Encaixotado entre os dois lados, o governo adotou uma posição tanto
cautelosa quanto confusa, um sinal de quão volátil pode se tornar quase toda
discussão sobre o papel dos quase 2 milhões de muçulmanos do Reino Unido.
"Não há nada na lei inglesa que impeça as pessoas de obedecerem os
princípios da Shariah se desejarem, desde que não entrem em conflito com a
lei inglesa", disse o ministro da Justiça, Jack Straw, em outubro. Mas ele
acrescentou que a lei britânica "sempre permanecerá suprema" e que
"independente da crença religiosa, nós todos somos iguais perante a lei".
Tanto conservadores quanto liberais - muitos deles alheios ao fato de que
tribunais islâmicos já estão em funcionamento há anos- têm repetidamente
condenado os tribunais como substitutos ruins para a jurisprudência
britânica. Eles argumentam que os procedimentos dos tribunais islâmicos são
sigilosos, sem responsabilidade e sem padrões para o treinamento ou decisões
dos juízes.
Os críticos também apontam para os casos de violência doméstica, nos quais
os estudiosos islâmicos tentaram manter os casais unidos ao ordenarem os
maridos a se submeterem a cursos de controle da raiva, deixando as esposas
tão intimidadas a ponto de retirarem suas queixas da polícia.
"Eles são reféns do acaso", disse Parvin Ali, diretora fundadora da Fatima
Womens's Network, um grupo de ajuda às mulheres com sede em Leicester.
Falando a respeito dos tribunais, ela disse que "não há monitoramento
externo, nenhuma proteção, nenhum registro é mantido, nenhuma garantia de
que a justiça prevalecerá".
Mas enquanto continua o alvoroço, a popularidade dos tribunais entre os
muçulmanos tem aumentado.
Alguns dos conselhos informais, como são conhecidos os tribunais, têm
aconselhado e julgado muçulmanos há mais de duas décadas. Mas os conselhos
cresceram significativamente em número e proeminência nos últimos anos, com
alguns estudiosos islâmicos informando um aumento de 50% dos casos desde
2005.
Quase todos os casos envolvem pedido de divórcio por mulheres, e por meio do
boca a boca e de um uso ambicioso da Internet, tribunais como o prédio
pequeno e sem adornos em Londres, onde o pai veio defender o caso de sua
filha, se tornaram ímãs para mulheres muçulmanas que buscam escapar de
casamentos sem amor - não apenas no Reino Unido, mas às vezes também na
Dinamarca, Irlanda, Holanda e Alemanha.
Outras causas envolvem disputas em torno de propriedades, trabalho, heranças
e lesões corporais. Os tribunais se abstêm de casos criminais que possam
exigir a imposição de punições como chicotadas ou apedrejamento.
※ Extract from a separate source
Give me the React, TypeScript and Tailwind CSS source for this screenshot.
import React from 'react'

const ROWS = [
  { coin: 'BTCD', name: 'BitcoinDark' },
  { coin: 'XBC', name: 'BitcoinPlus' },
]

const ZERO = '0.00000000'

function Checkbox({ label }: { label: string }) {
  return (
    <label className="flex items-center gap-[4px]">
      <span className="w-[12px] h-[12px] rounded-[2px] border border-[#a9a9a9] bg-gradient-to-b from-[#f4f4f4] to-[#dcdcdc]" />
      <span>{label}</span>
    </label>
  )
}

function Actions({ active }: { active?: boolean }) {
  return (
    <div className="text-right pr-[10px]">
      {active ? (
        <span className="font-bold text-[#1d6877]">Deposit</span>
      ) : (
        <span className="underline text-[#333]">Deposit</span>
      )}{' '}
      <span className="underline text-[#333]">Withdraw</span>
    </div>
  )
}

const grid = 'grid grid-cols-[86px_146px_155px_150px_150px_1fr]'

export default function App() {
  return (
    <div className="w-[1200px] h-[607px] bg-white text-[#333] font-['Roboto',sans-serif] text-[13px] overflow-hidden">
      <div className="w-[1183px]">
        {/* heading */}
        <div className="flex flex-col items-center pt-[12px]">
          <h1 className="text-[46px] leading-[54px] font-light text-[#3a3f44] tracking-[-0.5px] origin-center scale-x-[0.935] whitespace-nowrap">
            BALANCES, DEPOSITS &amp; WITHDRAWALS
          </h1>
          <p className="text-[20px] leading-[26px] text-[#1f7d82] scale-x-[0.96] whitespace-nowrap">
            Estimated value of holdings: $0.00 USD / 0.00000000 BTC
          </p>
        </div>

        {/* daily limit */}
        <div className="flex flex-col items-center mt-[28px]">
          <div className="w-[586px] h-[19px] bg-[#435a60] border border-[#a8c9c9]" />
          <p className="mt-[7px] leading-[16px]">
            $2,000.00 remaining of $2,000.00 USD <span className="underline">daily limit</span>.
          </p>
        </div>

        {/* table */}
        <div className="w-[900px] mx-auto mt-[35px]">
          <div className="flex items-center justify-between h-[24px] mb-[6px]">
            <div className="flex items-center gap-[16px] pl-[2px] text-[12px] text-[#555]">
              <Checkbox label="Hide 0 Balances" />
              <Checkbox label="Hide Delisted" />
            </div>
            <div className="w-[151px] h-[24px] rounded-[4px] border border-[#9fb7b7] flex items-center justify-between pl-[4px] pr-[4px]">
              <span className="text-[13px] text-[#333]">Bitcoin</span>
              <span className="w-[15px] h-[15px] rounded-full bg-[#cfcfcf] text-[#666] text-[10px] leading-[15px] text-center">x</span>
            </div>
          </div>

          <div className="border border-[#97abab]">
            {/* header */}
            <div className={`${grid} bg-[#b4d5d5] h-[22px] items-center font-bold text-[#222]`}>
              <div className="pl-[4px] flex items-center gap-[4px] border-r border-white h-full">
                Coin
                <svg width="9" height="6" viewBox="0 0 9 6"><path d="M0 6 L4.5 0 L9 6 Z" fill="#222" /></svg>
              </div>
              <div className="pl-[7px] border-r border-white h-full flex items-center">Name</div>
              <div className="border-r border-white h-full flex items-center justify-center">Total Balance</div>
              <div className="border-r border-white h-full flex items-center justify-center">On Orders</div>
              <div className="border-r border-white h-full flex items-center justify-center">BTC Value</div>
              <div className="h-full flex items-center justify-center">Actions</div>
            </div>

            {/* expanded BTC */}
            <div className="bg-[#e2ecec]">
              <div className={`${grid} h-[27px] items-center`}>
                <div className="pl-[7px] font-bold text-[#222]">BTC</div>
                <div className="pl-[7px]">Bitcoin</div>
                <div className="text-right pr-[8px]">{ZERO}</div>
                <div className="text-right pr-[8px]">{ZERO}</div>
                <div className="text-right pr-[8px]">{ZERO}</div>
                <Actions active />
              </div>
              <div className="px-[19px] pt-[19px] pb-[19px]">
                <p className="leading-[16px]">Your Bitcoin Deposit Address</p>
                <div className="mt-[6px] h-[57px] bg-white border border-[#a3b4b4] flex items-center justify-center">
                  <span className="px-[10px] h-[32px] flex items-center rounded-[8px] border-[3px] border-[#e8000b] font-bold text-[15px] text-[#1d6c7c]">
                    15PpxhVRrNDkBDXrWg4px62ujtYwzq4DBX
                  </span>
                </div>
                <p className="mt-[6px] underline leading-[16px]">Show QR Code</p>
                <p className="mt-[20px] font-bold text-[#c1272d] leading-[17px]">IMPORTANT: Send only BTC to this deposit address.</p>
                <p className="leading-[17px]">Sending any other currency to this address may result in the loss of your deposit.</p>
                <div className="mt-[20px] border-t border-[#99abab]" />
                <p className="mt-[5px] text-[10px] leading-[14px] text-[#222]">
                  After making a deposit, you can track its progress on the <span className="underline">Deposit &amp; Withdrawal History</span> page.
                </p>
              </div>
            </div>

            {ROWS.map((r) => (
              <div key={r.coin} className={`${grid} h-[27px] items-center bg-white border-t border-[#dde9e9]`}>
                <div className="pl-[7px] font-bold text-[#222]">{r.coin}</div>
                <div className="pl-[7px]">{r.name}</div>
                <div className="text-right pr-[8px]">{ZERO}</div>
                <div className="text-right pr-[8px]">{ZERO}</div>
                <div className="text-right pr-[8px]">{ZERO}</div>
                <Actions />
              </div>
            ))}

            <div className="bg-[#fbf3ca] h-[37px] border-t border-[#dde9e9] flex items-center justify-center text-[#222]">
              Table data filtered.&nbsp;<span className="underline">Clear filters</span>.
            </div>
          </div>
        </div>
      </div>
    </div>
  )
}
De fato, a maioria das decisões dos tribunais não são sustentadas pela lei
civil britânica, mas para as partes que se apresentam perante eles, os
tribunais oferecem algo mais importante: a autoridade de Alá.
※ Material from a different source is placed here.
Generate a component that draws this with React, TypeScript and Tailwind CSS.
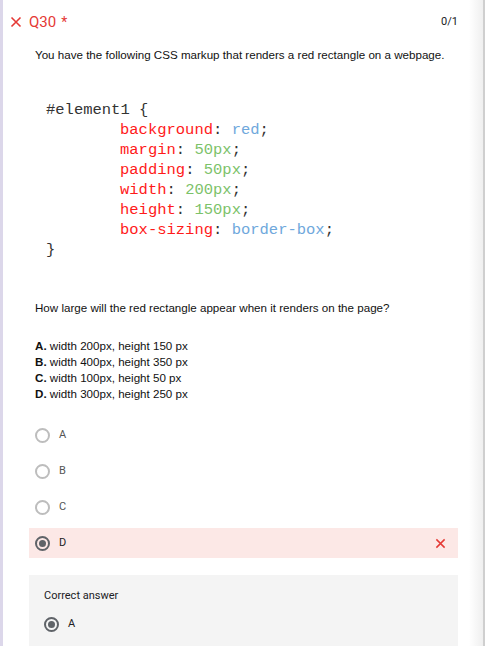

"Nós não queremos passar a impressão de que os muçulmanos são uma comunidade
isolada em busca de um sistema legal separado neste país", disse o dr.
Shahid Raza, que julga as disputas em um centro islâmico em Ealing, no oeste
de Londres. "Nós não estamos pedindo por uma lei Shariah criminal - para que
mãos sejam decepadas ou ocorram apedrejamentos até a morte. Divórcios
representam 90% de nossos casos, nos quais as mulheres procuram alívio. Nós
estamos ajudando as mulheres. Nós estamos prestando um serviço."
Ainda assim, há bastante espaço para disputas com o costume britânico. Há
três meses, por exemplo, uma rica família bengalesa pediu o conselho de Raza
para resolver uma disputa de herança. Ela foi resolvida segundo a Shariah,
ele disse. Isso fez com que os herdeiros do sexo masculino recebessem duas
vezes mais do que as herdeiras do sexo feminino.